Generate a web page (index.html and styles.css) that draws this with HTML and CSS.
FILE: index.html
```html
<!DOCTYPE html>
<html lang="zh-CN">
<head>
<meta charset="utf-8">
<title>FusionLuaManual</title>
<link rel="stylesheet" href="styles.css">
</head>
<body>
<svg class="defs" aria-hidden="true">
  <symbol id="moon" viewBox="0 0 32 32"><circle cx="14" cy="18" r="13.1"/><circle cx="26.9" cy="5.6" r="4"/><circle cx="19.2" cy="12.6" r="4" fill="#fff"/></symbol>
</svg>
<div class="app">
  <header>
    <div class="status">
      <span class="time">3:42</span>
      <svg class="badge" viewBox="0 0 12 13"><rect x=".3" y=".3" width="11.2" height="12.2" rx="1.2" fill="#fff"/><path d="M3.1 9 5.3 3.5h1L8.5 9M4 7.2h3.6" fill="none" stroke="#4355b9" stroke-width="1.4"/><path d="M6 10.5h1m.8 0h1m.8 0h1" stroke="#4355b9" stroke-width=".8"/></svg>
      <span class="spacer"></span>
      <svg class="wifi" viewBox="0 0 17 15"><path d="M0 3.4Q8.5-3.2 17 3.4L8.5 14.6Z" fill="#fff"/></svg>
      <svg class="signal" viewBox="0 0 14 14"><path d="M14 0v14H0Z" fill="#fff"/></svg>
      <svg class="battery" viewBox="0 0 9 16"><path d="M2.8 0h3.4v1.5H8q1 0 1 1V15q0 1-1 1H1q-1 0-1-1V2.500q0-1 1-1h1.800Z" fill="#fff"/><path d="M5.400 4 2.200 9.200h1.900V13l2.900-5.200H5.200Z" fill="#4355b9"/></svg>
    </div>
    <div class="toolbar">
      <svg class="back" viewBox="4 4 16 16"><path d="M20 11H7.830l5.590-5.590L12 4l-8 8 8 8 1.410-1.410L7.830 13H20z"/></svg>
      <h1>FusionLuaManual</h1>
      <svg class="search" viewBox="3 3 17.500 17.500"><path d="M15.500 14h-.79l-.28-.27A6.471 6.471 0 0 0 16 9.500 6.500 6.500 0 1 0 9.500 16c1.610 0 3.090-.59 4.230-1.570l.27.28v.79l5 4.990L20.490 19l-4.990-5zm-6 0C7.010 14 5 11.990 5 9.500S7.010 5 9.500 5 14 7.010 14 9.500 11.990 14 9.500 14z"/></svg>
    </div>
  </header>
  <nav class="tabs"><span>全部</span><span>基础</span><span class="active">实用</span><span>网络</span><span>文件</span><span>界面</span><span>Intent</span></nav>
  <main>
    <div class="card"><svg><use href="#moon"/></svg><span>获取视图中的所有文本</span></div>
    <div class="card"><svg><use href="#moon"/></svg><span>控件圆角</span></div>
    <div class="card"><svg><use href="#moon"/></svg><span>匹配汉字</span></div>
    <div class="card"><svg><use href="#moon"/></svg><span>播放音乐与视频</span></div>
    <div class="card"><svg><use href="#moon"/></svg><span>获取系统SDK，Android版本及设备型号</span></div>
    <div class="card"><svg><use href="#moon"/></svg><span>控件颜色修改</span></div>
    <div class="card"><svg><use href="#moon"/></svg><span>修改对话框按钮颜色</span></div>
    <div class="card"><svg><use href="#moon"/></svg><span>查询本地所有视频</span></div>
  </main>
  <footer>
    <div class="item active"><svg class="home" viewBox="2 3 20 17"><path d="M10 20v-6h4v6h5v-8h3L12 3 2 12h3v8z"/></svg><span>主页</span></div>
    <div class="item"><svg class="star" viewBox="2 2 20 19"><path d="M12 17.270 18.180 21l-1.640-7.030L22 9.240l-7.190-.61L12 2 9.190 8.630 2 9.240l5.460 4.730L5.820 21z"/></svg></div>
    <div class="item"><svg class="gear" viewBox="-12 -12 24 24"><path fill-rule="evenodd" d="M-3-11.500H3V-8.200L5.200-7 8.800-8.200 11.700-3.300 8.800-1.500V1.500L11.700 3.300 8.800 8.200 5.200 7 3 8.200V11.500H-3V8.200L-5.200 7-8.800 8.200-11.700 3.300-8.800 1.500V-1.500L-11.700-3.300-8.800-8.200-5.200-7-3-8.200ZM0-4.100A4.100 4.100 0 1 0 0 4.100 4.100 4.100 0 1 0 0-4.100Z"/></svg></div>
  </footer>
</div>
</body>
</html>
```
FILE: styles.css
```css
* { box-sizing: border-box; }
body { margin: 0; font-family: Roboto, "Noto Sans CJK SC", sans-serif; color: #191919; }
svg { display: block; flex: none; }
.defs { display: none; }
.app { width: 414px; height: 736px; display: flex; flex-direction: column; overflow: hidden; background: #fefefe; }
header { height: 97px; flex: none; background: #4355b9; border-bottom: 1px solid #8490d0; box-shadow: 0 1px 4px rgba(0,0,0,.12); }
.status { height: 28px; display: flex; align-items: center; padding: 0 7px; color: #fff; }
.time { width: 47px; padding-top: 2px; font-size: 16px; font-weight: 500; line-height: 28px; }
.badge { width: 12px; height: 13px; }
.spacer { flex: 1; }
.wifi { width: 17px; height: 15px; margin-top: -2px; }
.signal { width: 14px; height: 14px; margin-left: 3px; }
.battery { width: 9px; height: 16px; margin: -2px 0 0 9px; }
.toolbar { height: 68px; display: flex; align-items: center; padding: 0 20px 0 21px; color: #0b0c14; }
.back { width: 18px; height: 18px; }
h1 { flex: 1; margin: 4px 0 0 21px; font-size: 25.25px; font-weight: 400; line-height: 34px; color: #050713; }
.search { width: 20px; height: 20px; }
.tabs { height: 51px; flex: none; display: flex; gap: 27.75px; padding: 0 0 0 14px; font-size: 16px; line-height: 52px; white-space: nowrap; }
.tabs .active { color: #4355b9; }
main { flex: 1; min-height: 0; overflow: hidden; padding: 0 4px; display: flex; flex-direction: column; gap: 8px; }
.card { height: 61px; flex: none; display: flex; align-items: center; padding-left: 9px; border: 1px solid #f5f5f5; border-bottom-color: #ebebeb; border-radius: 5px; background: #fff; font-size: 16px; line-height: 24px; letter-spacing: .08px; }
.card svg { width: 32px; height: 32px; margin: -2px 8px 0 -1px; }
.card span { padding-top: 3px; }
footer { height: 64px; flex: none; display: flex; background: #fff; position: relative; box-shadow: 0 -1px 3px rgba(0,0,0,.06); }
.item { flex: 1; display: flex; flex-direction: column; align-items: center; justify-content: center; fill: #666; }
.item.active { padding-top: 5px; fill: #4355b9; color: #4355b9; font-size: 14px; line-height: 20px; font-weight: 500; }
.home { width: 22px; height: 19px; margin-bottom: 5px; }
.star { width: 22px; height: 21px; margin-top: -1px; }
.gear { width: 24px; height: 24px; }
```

→ **Written task**
Restate the data above word for word.

→ **Solution**
Generate a web page (index.html and styles.css) that draws this with HTML and CSS.
FILE: index.html
```html
<!DOCTYPE html>
<html lang="zh-CN">
<head>
<meta charset="utf-8">
<title>FusionLuaManual</title>
<link rel="stylesheet" href="styles.css">
</head>
<body>
<svg class="defs" aria-hidden="true">
  <symbol id="moon" viewBox="0 0 32 32"><circle cx="14" cy="18" r="13.1"/><circle cx="26.9" cy="5.6" r="4"/><circle cx="19.2" cy="12.6" r="4" fill="#fff"/></symbol>
</svg>
<div class="app">
  <header>
    <div class="status">
      <span class="time">3:42</span>
      <svg class="badge" viewBox="0 0 12 13"><rect x=".3" y=".3" width="11.2" height="12.2" rx="1.2" fill="#fff"/><path d="M3.1 9 5.3 3.5h1L8.5 9M4 7.2h3.6" fill="none" stroke="#4355b9" stroke-width="1.4"/><path d="M6 10.5h1m.8 0h1m.8 0h1" stroke="#4355b9" stroke-width=".8"/></svg>
      <span class="spacer"></span>
      <svg class="wifi" viewBox="0 0 17 15"><path d="M0 3.4Q8.5-3.2 17 3.4L8.5 14.6Z" fill="#fff"/></svg>
      <svg class="signal" viewBox="0 0 14 14"><path d="M14 0v14H0Z" fill="#fff"/></svg>
      <svg class="battery" viewBox="0 0 9 16"><path d="M2.8 0h3.4v1.5H8q1 0 1 1V15q0 1-1 1H1q-1 0-1-1V2.500q0-1 1-1h1.800Z" fill="#fff"/><path d="M5.400 4 2.200 9.200h1.900V13l2.900-5.200H5.200Z" fill="#4355b9"/></svg>
    </div>
    <div class="toolbar">
      <svg class="back" viewBox="4 4 16 16"><path d="M20 11H7.830l5.590-5.590L12 4l-8 8 8 8 1.410-1.410L7.830 13H20z"/></svg>
      <h1>FusionLuaManual</h1>
      <svg class="search" viewBox="3 3 17.500 17.500"><path d="M15.500 14h-.79l-.28-.27A6.471 6.471 0 0 0 16 9.500 6.500 6.500 0 1 0 9.500 16c1.610 0 3.090-.59 4.230-1.570l.27.28v.79l5 4.990L20.490 19l-4.990-5zm-6 0C7.010 14 5 11.990 5 9.500S7.010 5 9.500 5 14 7.010 14 9.500 11.990 14 9.500 14z"/></svg>
    </div>
  </header>
  <nav class="tabs"><span>全部</span><span>基础</span><span class="active">实用</span><span>网络</span><span>文件</span><span>界面</span><span>Intent</span></nav>
  <main>
    <div class="card"><svg><use href="#moon"/></svg><span>获取视图中的所有文本</span></div>
    <div class="card"><svg><use href="#moon"/></svg><span>控件圆角</span></div>
    <div class="card"><svg><use href="#moon"/></svg><span>匹配汉字</span></div>
    <div class="card"><svg><use href="#moon"/></svg><span>播放音乐与视频</span></div>
    <div class="card"><svg><use href="#moon"/></svg><span>获取系统SDK，Android版本及设备型号</span></div>
    <div class="card"><svg><use href="#moon"/></svg><span>控件颜色修改</span></div>
    <div class="card"><svg><use href="#moon"/></svg><span>修改对话框按钮颜色</span></div>
    <div class="card"><svg><use href="#moon"/></svg><span>查询本地所有视频</span></div>
  </main>
  <footer>
    <div class="item active"><svg class="home" viewBox="2 3 20 17"><path d="M10 20v-6h4v6h5v-8h3L12 3 2 12h3v8z"/></svg><span>主页</span></div>
    <div class="item"><svg class="star" viewBox="2 2 20 19"><path d="M12 17.270 18.180 21l-1.640-7.030L22 9.240l-7.190-.61L12 2 9.190 8.630 2 9.240l5.460 4.730L5.820 21z"/></svg></div>
    <div class="item"><svg class="gear" viewBox="-12 -12 24 24"><path fill-rule="evenodd" d="M-3-11.500H3V-8.200L5.200-7 8.800-8.200 11.700-3.300 8.800-1.500V1.500L11.700 3.300 8.800 8.200 5.200 7 3 8.200V11.500H-3V8.200L-5.200 7-8.800 8.200-11.700 3.300-8.800 1.500V-1.500L-11.700-3.300-8.800-8.200-5.200-7-3-8.200ZM0-4.100A4.100 4.100 0 1 0 0 4.100 4.100 4.100 0 1 0 0-4.100Z"/></svg></div>
  </footer>
</div>
</body>
</html>
```
FILE: styles.css
```css
* { box-sizing: border-box; }
body { margin: 0; font-family: Roboto, "Noto Sans CJK SC", sans-serif; color: #191919; }
svg { display: block; flex: none; }
.defs { display: none; }
.app { width: 414px; height: 736px; display: flex; flex-direction: column; overflow: hidden; background: #fefefe; }
header { height: 97px; flex: none; background: #4355b9; border-bottom: 1px solid #8490d0; box-shadow: 0 1px 4px rgba(0,0,0,.12); }
.status { height: 28px; display: flex; align-items: center; padding: 0 7px; color: #fff; }
.time { width: 47px; padding-top: 2px; font-size: 16px; font-weight: 500; line-height: 28px; }
.badge { width: 12px; height: 13px; }
.spacer { flex: 1; }
.wifi { width: 17px; height: 15px; margin-top: -2px; }
.signal { width: 14px; height: 14px; margin-left: 3px; }
.battery { width: 9px; height: 16px; margin: -2px 0 0 9px; }
.toolbar { height: 68px; display: flex; align-items: center; padding: 0 20px 0 21px; color: #0b0c14; }
.back { width: 18px; height: 18px; }
h1 { flex: 1; margin: 4px 0 0 21px; font-size: 25.25px; font-weight: 400; line-height: 34px; color: #050713; }
.search { width: 20px; height: 20px; }
.tabs { height: 51px; flex: none; display: flex; gap: 27.75px; padding: 0 0 0 14px; font-size: 16px; line-height: 52px; white-space: nowrap; }
.tabs .active { color: #4355b9; }
main { flex: 1; min-height: 0; overflow: hidden; padding: 0 4px; display: flex; flex-direction: column; gap: 8px; }
.card { height: 61px; flex: none; display: flex; align-items: center; padding-left: 9px; border: 1px solid #f5f5f5; border-bottom-color: #ebebeb; border-radius: 5px; background: #fff; font-size: 16px; line-height: 24px; letter-spacing: .08px; }
.card svg { width: 32px; height: 32px; margin: -2px 8px 0 -1px; }
.card span { padding-top: 3px; }
footer { height: 64px; flex: none; display: flex; background: #fff; position: relative; box-shadow: 0 -1px 3px rgba(0,0,0,.06); }
.item { flex: 1; display: flex; flex-direction: column; align-items: center; justify-content: center; fill: #666; }
.item.active { padding-top: 5px; fill: #4355b9; color: #4355b9; font-size: 14px; line-height: 20px; font-weight: 500; }
.home { width: 22px; height: 19px; margin-bottom: 5px; }
.star { width: 22px; height: 21px; margin-top: -1px; }
.gear { width: 24px; height: 24px; }
```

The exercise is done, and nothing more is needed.